In any case, in your git prompt type in
git clone git://git.videolan.org/x264.git
This will retrieve the latest and greatest x264 code directly from the source repository.
If that sounds like too much hassle to you, you can also find a dialy snapshot here. (Make sure you scroll all the way to the bottom, the code at the top is old).
All of the code you will be dealing with will be in tar or tar.gz (as in gzipped) format. You can unzip all the files you will download by issuing the command
tar -xvf xxxx.tar.gz
where xxxxx.tar.gz is the file that you donwloaded. However, if you prefer a GUI (and I do) I can very much recommend Winrar. The evaluation version is free and when you download the file, simply specify that you wish to open it in Winrar instead of actually locally downloading it. Then, when Winrar opens the file, simply drag the directory it shows into Windows Explorer under C:\msys\1.0\home\Administrator. Every library should have its own subdirectory. Pretty much all libraries will come using a naming convention which indicates whal release level it is. You should maintain that naming convention and not rename it to a generic 'flac' instead of 'flac-1.1.0'. Later on you will be glad you did as you juggle various releases.

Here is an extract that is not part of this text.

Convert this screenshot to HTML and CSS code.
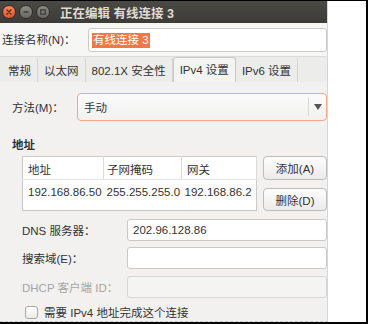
FILE: index.html
```html
<!DOCTYPE html>
<html lang="zh-CN">
<head>
    <meta charset="UTF-8">
    <meta name="viewport" content="width=device-width, initial-scale=1.0">
    <title>正在编辑 有线连接 3</title>
    <link rel="stylesheet" href="styles.css">
</head>
<body>
    <div class="screen">
        <!-- Connection editor window -->
        <div class="window">
            <div class="titlebar">
                <span class="wbtn close">
                    <svg width="6" height="6" viewBox="0 0 6 6"><path d="M1 1L5 5M5 1L1 5" stroke="#5a2510" stroke-width="1.3" stroke-linecap="round"/></svg>
                </span>
                <span class="wbtn">
                    <svg width="6" height="6" viewBox="0 0 6 6"><path d="M0.5 3H5.5" stroke="#3a3935" stroke-width="1.4"/></svg>
                </span>
                <span class="wbtn">
                    <svg width="6" height="6" viewBox="0 0 6 6"><rect x="0.8" y="0.8" width="4.4" height="4.4" fill="none" stroke="#3a3935" stroke-width="1.2"/></svg>
                </span>
                <span class="title">正在编辑 有线连接 3</span>
            </div>

            <div class="name-row">
                <span class="name-label">连接名称(N)：</span>
                <div class="entry name-entry"><span class="selected">有线连接 3</span></div>
            </div>

            <div class="tabs">
                <span class="tab first">常规</span>
                <span class="tab">以太网</span>
                <span class="tab">802.1X 安全性</span>
                <span class="tab active">IPv4 设置</span>
                <span class="tab">IPv6 设置</span>
            </div>

            <div class="panel">
                <div class="method-row">
                    <span class="method-label">方法(M)：</span>
                    <div class="combo">
                        <span class="combo-text">手动</span>
                        <span class="combo-arrow">
                            <svg width="8" height="6" viewBox="0 0 8 6"><path d="M0 0H8L4 6Z" fill="#555"/></svg>
                        </span>
                    </div>
                </div>

                <div class="section-title">地址</div>

                <div class="addr-row">
                    <table class="addr-table">
                        <thead>
                            <tr>
                                <th>地址</th>
                                <th>子网掩码</th>
                                <th>网关</th>
                            </tr>
                        </thead>
                        <tbody>
                            <tr>
                                <td>192.168.86.50</td>
                                <td>255.255.255.0</td>
                                <td>192.168.86.2</td>
                            </tr>
                        </tbody>
                    </table>
                    <div class="addr-buttons">
                        <button type="button" class="btn">添加(A)</button>
                        <button type="button" class="btn">删除(D)</button>
                    </div>
                </div>

                <div class="field-row dns-row">
                    <span class="field-label">DNS 服务器：</span>
                    <div class="entry field-entry">202.96.128.86</div>
                </div>
                <div class="field-row search-row">
                    <span class="field-label">搜索域(E)：</span>
                    <div class="entry field-entry"></div>
                </div>
                <div class="field-row dhcp-row disabled">
                    <span class="field-label">DHCP 客户端 ID：</span>
                    <div class="entry field-entry"></div>
                </div>

                <div class="check-row">
                    <span class="checkbox"></span>
                    <span>需要 IPv4 地址完成这个连接</span>
                </div>
            </div>
        </div>
    </div>
</body>
</html>
```

FILE: styles.css
```css
/* Page and outer frame */
body {
    margin: 0;
    background-color: #fff;
    font-family: "Liberation Sans", "Noto Sans CJK SC", sans-serif;
    font-size: 11.5px;
    color: #333;
}
.screen {
    width: 368px;
    height: 324px;
    box-sizing: border-box;
    border-top: 1px solid #000;
    border-right: 2px solid #000;
    border-bottom: 2px solid #000;
    background-color: #fff;
    overflow: hidden;
}
.window {
    width: 328px;
    height: 321px;
    box-sizing: border-box;
    background-color: #f2f1f0;
    border-right: 1px solid #d6d6d4;
    border-bottom: 1px dashed #c8c8c8;
    display: flex;
    flex-direction: column;
    overflow: hidden;
}

/* Title bar */
.titlebar {
    height: 22px;
    flex: none;
    display: flex;
    align-items: center;
    padding-left: 2px;
    background: linear-gradient(#4a4944, #3c3b37);
}
.wbtn {
    width: 12px;
    height: 12px;
    margin-right: 3px;
    border-radius: 50%;
    background: linear-gradient(#8c8a84, #6a6863);
    border: 1px solid #2f2e2b;
    display: flex;
    align-items: center;
    justify-content: center;
}
.wbtn.close {
    background: linear-gradient(#f7875a, #e2542a);
}
.title {
    margin-left: 7px;
    color: #dfdbd2;
    font-size: 12.5px;
    font-weight: bold;
}

/* Connection name row */
.name-row {
    height: 34px;
    flex: none;
    display: flex;
    align-items: flex-start;
    padding-top: 5px;
    box-sizing: border-box;
    background-color: #f6f6f5;
    border-bottom: 1px solid #dcdcda;
}
.name-label {
    width: 86px;
    padding-left: 2px;
    line-height: 24px;
}
.entry {
    background-color: #fff;
    border: 1px solid #c9c9c7;
    border-radius: 3px;
    box-sizing: border-box;
    display: flex;
    align-items: center;
    padding-left: 5px;
}
.name-entry {
    flex: 1;
    height: 24px;
    padding-left: 3px;
}
.selected {
    background-color: #f07746;
    color: #fff;
    padding: 0 1px;
    line-height: 15px;
}

/* Notebook tabs */
.tabs {
    height: 25px;
    flex: none;
    display: flex;
    align-items: flex-end;
    background-color: #ececeb;
}
.tab {
    height: 24px;
    line-height: 26px;
    padding: 0 6px;
    border-right: 1px solid #d4d4d2;
}
.tab.first {
    padding-left: 8px;
}
.tab.active {
    height: 25px;
    background-color: #f4f4f3;
    border: 1px solid #c8c8c6;
    border-bottom: none;
    border-radius: 3px 3px 0 0;
    box-sizing: border-box;
    line-height: 25px;
}

/* Tab page content */
.panel {
    flex: 1;
    padding: 11px 0 0 12px;
    background-color: #f2f1f0;
}
.method-row {
    display: flex;
    align-items: center;
}
.method-label {
    width: 65px;
}
.combo {
    flex: 1;
    height: 28px;
    display: flex;
    align-items: center;
    box-sizing: border-box;
    border: 1px solid #eda98a;
    border-radius: 4px;
    background: linear-gradient(#fbfbfb, #f1f1f0);
}
.combo-text {
    flex: 1;
    padding-left: 6px;
}
.combo-arrow {
    width: 17px;
    height: 18px;
    border-left: 1px solid #d8d8d6;
    display: flex;
    align-items: center;
    justify-content: center;
}
.section-title {
    margin-top: 17px;
    font-weight: bold;
    line-height: 14px;
}

/* Address table and buttons */
.addr-row {
    display: flex;
    margin-top: 4px;
    padding-left: 10px;
}
.addr-table {
    width: 235px;
    height: 55px;
    border-collapse: collapse;
    background-color: #fff;
    border: 1px solid #c9c9c7;
}
.addr-table th, .addr-table td {
    text-align: left;
    font-weight: normal;
    padding: 0 0 0 5px;
    white-space: nowrap;
}
.addr-table th {
    height: 21px;
    border-right: 1px solid #dcdcda;
    border-bottom: 1px solid #e4e4e2;
    padding-top: 1px;
}
.addr-table th:first-child, .addr-table td:first-child {
    width: 75px;
    padding-left: 5px;
}
.addr-table th:nth-child(2), .addr-table td:nth-child(2) {
    width: 74px;
    padding-left: 3px;
}
.addr-table td {
    vertical-align: top;
    padding-top: 6px;
}
.addr-table td:nth-child(3) {
    padding-left: 3px;
}
.addr-buttons {
    margin-left: 6px;
    display: flex;
    flex-direction: column;
    gap: 8px;
}
.btn {
    width: 64px;
    height: 24px;
    padding: 0;
    font-family: inherit;
    font-size: 11.5px;
    color: #333;
    border: 1px solid #bdbdbb;
    border-radius: 4px;
    background: linear-gradient(#fdfdfd, #ecebea);
}
.btn + .btn {
    height: 23px;
}

/* Labelled entries */
.field-row {
    display: flex;
    align-items: center;
    padding-left: 10px;
}
.dns-row {
    margin-top: 8px;
}
.search-row {
    margin-top: 6px;
}
.dhcp-row {
    margin-top: 7px;
}
.field-label {
    width: 105px;
}
.field-entry {
    flex: 1;
    height: 22px;
}
.disabled .field-label {
    color: #a5a5a3;
}
.disabled .field-entry {
    background-color: #f4f4f3;
    border-color: #d6d6d4;
}

/* Checkbox row */
.check-row {
    display: flex;
    align-items: center;
    margin-top: 6px;
    padding-left: 13px;
}
.checkbox {
    width: 11px;
    height: 11px;
    margin-right: 6px;
    border: 1px solid #a8a8a6;
    border-radius: 3px;
    background: linear-gradient(#fff, #ececeb);
}
```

All code here (24hourloop) is rar'd which is unusual but then again it targets a Windows audience.
ffmpeg fortunately is also maintained under subversion, so
svn checkout svn://svn.ffmpeg.org/ffmpeg/trunk ffmpeg
will get you the latest ffmpeg. Note that the last parameter on the command indicates the directory that will be created to hold the code.
When you retrieve code using the source management system it makes no sense to maintain a 'release level'. Instead, the command will indicated a 'revision level', meaning a number indicating how many times changes have been made in this repository. The higher the number, the more recent the code is. Other than that it has little meaning,
The rest of the code you will simply download from god-knows-where (or here). Actually, this is a good thing. Unlike when dealing with object code it really generally doesn't matter where the code originated. It is perfectly legitimate to grab the latest lame code from a debian distro. Source code is source code and all the code above is smart enough to adapt itself to the actual environment it is being compiled under.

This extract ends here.